The warning report pinpoints a valid integer overflow vulnerability in the motivating example, while avoiding potential false alarms that a less precise static analysis tool may generate, details can be found in Section 2.1 of our [paper](https://github.com/seclab-ucr/SUTURE/raw/main/docs/suture-ccs21.pdf).

## 0x2 Other Helpful Utilities

This repo also contains some other tools/scripts that you may find useful.

### 0x20 Entry Point Identifier (for Linux Device Drivers)

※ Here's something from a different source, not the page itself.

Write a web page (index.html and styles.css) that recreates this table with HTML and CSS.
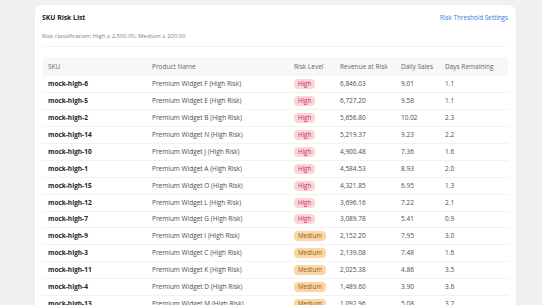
FILE: index.html
```html
<!DOCTYPE html>
<html lang="en">
<head>
<meta charset="utf-8">
<title>SKU Risk List</title>
<link rel="stylesheet" href="styles.css">
</head>
<body>
<div class="card">
  <div class="card-head">
    <h1 class="title">SKU Risk List</h1>
    <a class="link" href="#">Risk Threshold Settings</a>
  </div>
  <p class="subtitle">Risk classification: High ≥ 2,500.00, Medium ≥ 200.00</p>
  <table class="risk-table">
    <colgroup>
      <col class="c-sku"><col class="c-name"><col class="c-level"><col class="c-rev"><col class="c-daily"><col class="c-days">
    </colgroup>
    <thead>
      <tr><th>SKU</th><th>Product Name</th><th>Risk Level</th><th>Revenue at Risk</th><th>Daily Sales</th><th>Days Remaining</th></tr>
    </thead>
    <tbody>
      <tr><td class="sku">mock-high-6</td><td>Premium Widget F (High Risk)</td><td><span class="badge high">High</span></td><td>6,846.03</td><td>9.01</td><td>1.1</td></tr>
      <tr><td class="sku">mock-high-5</td><td>Premium Widget E (High Risk)</td><td><span class="badge high">High</span></td><td>6,727.20</td><td>9.58</td><td>1.1</td></tr>
      <tr><td class="sku">mock-high-2</td><td>Premium Widget B (High Risk)</td><td><span class="badge high">High</span></td><td>5,656.80</td><td>10.02</td><td>2.3</td></tr>
      <tr><td class="sku">mock-high-14</td><td>Premium Widget N (High Risk)</td><td><span class="badge high">High</span></td><td>5,219.37</td><td>9.23</td><td>2.2</td></tr>
      <tr><td class="sku">mock-high-10</td><td>Premium Widget J (High Risk)</td><td><span class="badge high">High</span></td><td>4,900.48</td><td>7.36</td><td>1.6</td></tr>
      <tr><td class="sku">mock-high-1</td><td>Premium Widget A (High Risk)</td><td><span class="badge high">High</span></td><td>4,584.53</td><td>8.93</td><td>2.0</td></tr>
      <tr><td class="sku">mock-high-15</td><td>Premium Widget O (High Risk)</td><td><span class="badge high">High</span></td><td>4,321.85</td><td>6.95</td><td>1.3</td></tr>
      <tr><td class="sku">mock-high-12</td><td>Premium Widget L (High Risk)</td><td><span class="badge high">High</span></td><td>3,696.16</td><td>7.22</td><td>2.1</td></tr>
      <tr><td class="sku">mock-high-7</td><td>Premium Widget G (High Risk)</td><td><span class="badge high">High</span></td><td>3,089.78</td><td>5.41</td><td>0.9</td></tr>
      <tr><td class="sku">mock-high-9</td><td>Premium Widget I (High Risk)</td><td><span class="badge medium">Medium</span></td><td>2,152.20</td><td>7.95</td><td>3.0</td></tr>
      <tr><td class="sku">mock-high-3</td><td>Premium Widget C (High Risk)</td><td><span class="badge medium">Medium</span></td><td>2,139.08</td><td>7.48</td><td>1.6</td></tr>
      <tr><td class="sku">mock-high-11</td><td>Premium Widget K (High Risk)</td><td><span class="badge medium">Medium</span></td><td>2,025.38</td><td>4.86</td><td>3.5</td></tr>
      <tr><td class="sku">mock-high-4</td><td>Premium Widget D (High Risk)</td><td><span class="badge medium">Medium</span></td><td>1,489.60</td><td>3.90</td><td>3.6</td></tr>
      <tr><td class="sku">mock-high-13</td><td>Premium Widget M (High Risk)</td><td><span class="badge medium">Medium</span></td><td>1,092.96</td><td>5.08</td><td>3.7</td></tr>
    </tbody>
  </table>
</div>
</body>
</html>
```
FILE: styles.css
```css
html, body {
  margin: 0;
  padding: 0;
  background: #f0f0f0;
  font-family: "Open Sans", "Noto Sans", sans-serif;
  color: #444;
}
body {
  padding: 5px 26px 0 35px;
}
.card {
  background: #fff;
  border-radius: 8px;
  padding: 8px 8px 0 7px;
  height: 400px;
}
.card-head {
  display: flex;
  justify-content: space-between;
  align-items: center;
  height: 10px;
}
.title {
  margin: 0;
  font-size: 6.8px;
  font-weight: 700;
  color: #222;
  line-height: 10px;
}
.link {
  font-size: 6.3px;
  color: #2f7be0;
  text-decoration: none;
  line-height: 10px;
}
.subtitle {
  margin: 8px 0 0;
  font-size: 5.9px;
  line-height: 10px;
  color: #808080;
  padding-bottom: 5px;
  border-bottom: 1px solid #f3f3f3;
}
.risk-table {
  margin-top: 10px;
  width: 466px;
  border-collapse: collapse;
  table-layout: fixed;
  font-size: 6.5px;
}
.c-sku { width: 104px; }
.c-name { width: 142px; }
.c-level { width: 46px; }
.c-rev { width: 61px; }
.c-daily { width: 44px; }
.c-days { width: 69px; }
.risk-table th {
  background: #f7f7f7;
  font-weight: 400;
  color: #666;
  text-align: left;
  height: 19px;
  padding: 0 6px;
  line-height: 10px;
  white-space: nowrap;
}
.risk-table thead th:first-child { border-radius: 4px 0 0 0; }
.risk-table thead th:last-child { border-radius: 0 4px 0 0; }
.risk-table td {
  height: 15.95px;
  padding: 0 6px;
  border-bottom: 1px solid #f2f2f2;
  color: #4a4a4a;
  line-height: 10px;
  white-space: nowrap;
}
.risk-table td.sku {
  font-weight: 700;
  color: #222;
}
.badge {
  display: inline-block;
  padding: 0 4px;
  border-radius: 4px;
  line-height: 10px;
  font-size: 6.2px;
}
.badge.high {
  background: #fdd3dc;
  color: #b8324a;
}
.badge.medium {
  background: #fdd7a3;
  color: #8a5a12;
}
```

`~/suture$ python llvm_analysis/AnalysisHelpers/EntryPointIdentifier/entry_point_identifier.py /path/to/prog_module.bc`
`~/suture$ cat /path/to/prog_module.bc.all_entries`
**Explanation**: This script can identify some common entry functions in a Linux device driver module (e.g., *ioctl()*, *read()*, *write()*, etc.), which helps the construction of the entry config file as the input to SUTURE. This utility is mostly implemented by the original [Dr. Checker](https://github.com/ucsb-seclab/dr_checker) based on some kernel domain knowledges (e.g., specific data structures like *file_operations* used to define driver entry points), we then made some improvements (e.g., make the heuristics more robust).

### 0x21 False Alarm Filter

`~/suture$ python flt_warns.py /path/to/warn_report [Regex] > /path/to/filtered_warn_report`
**Explanation**: From our experience, many false alarms in the warning report often share a same problematic sub-taint-trace (see Section 6.3 in our [paper](https://github.com/seclab-ucr/SUTURE/raw/main/docs/suture-ccs21.pdf)). As long as the warning reviewer inspects one false alarm and recognizes the FP-inducing sub-trace, naturally, she can try to automatically exclude all other similar false alarms containing the same sub-trace, reducing the reviewer-perceived false alarm rate.
For this purpose, we provide this simple *flt_warns.py* that takes the original warning report and a python regular expression as inputs, it then will match the RE against every taint trace in the report, once matched, the taint trace will be treated as a false alarm. The script will generate a new filtered warning report excluding all matched taint traces.

## 0x3 Possible Questions and Answers

### 0x30 Use SUTURE as a general-purpose static analysis?

You might be interested in using SUTURE as a general-purpose static analysis (e.g., get the points-to/taint set of a variable at a certain program location), this is for sure doable, but unlike the vulnerability discovery, you need to get hands dirty and dive into the code of SUTURE to be familiarized with the main data structures it uses and some important functions. I hope the following tips can help:

- [Read [the original Dr. Checker paper](https://www.usenix.org/conference/usenixsecurity17/technical-sessions/presentation/machiry)] SUTURE is based on Dr. Checker and inherits its high-level architecture, design principles and many important code and data structures, for brevity we omit details on Dr. Checker's design and implementation in our paper, but they are very important to understand the codebase. I strongly recommend to read [the Dr. Checker paper](https://www.usenix.org/conference/usenixsecurity17/technical-sessions/presentation/machiry) first, which contains these important details.
- [Focus on the important source files] All the points-to/taint records of top-level LLVM variables locate in [*llvm_analysis/MainAnalysisPasses/SoundyAliasAnalysis/include/ModuleState.h*](https://github.com/seclab-ucr/SUTURE/blob/main/llvm_analysis/MainAnalysisPasses/SoundyAliasAnalysis/include/ModuleState.h), while all such information for address-taken memory objects are in [*llvm_analysis/MainAnalysisPasses/SoundyAliasAnalysis/include/AliasObject.h*](https://github.com/seclab-ucr/SUTURE/blob/main/llvm_analysis/MainAnalysisPasses/SoundyAliasAnalysis/include/AliasObject.h). I suggest to focus on these two files and the APIs defined within them to retrieve the points-to/taint records. Last but not least, the start point of all SUTURE's LLVM analysis passes (e.g., *runOnModule()*) is in [*llvm_analysis/MainAnalysisPasses/SoundyAliasAnalysis/src/SoundyAliasAnalysis.cpp*](https://github.com/seclab-ucr/SUTURE/blob/main/llvm_analysis/MainAnalysisPasses/SoundyAliasAnalysis/src/SoundyAliasAnalysis.cpp).

### 0x31 Adapt SUTURE to newer LLVM Versions?

LLVM evolves very quickly, without a guarantee on backward compatiability. So very likely you will encounter some compilation errors when trying to build SUTURE with a newer LLVM version (e.g., > 9.0). But fortunately, such compilation errors are usually easy to resolve (e.g., often the case we just need to replace the out-of-date LLVM APIs with the newer ones).
So basically, to adapt SUTURE to a newer LLVM version, first we need to setup a newer LLVM in 0x0 (e.g., need to modify the *setup_suture.py* to clone LLVM repo from an active source and specify the newer branch name), and then try to build SUTURE against it, solving the encountered compilation errors.